Across-route singleton vs repeat test (committee, party, party_name) (extension): this AN tests only the CPF cell. The repeat-vs-singleton decomposition could be applied to the committee (n = 359), party (n = 32), and party-name (n = 117) routes, which have much more sample. If singleton β << repeat β on the larger routes, that would be substantive M1-individual evidence that the CPF result is too thin to detect. Suggested script: source/analysis/an-NNN-all-routes-repeat-singleton.py.
2020 cross-cycle dyad recurrence (blind spot, already noted): within-cycle CPF repeats can be either the same campaign's multi-wave polling or separate decisions. The gold-standard relational test is 2020 → 2024 dyad recurrence, still parked pending harmonized 2020 sponsor data.
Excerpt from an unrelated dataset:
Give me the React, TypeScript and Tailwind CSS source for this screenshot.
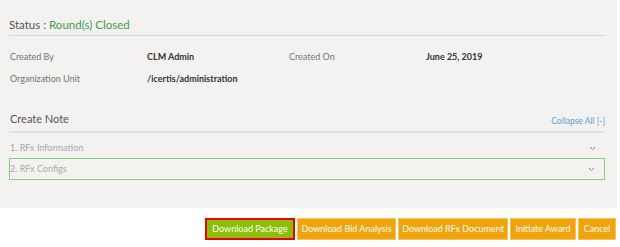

Pre-write paper §sec:policy implications under uncertainty (blind spot): the enforcement-puzzle question is shaping up as "we have evidence consistent with strategic-stake / M4 at point estimate, but the sample is too thin to rule out M1- individual." The paper's policy section would benefit from explicitly acknowledging this — if the dominant mechanism is strategic individual stake without durable relational structure, the disclosure-regime intervention has a different marginal product than under an M1-relational reading. Not an analysis follow-up but a writing item.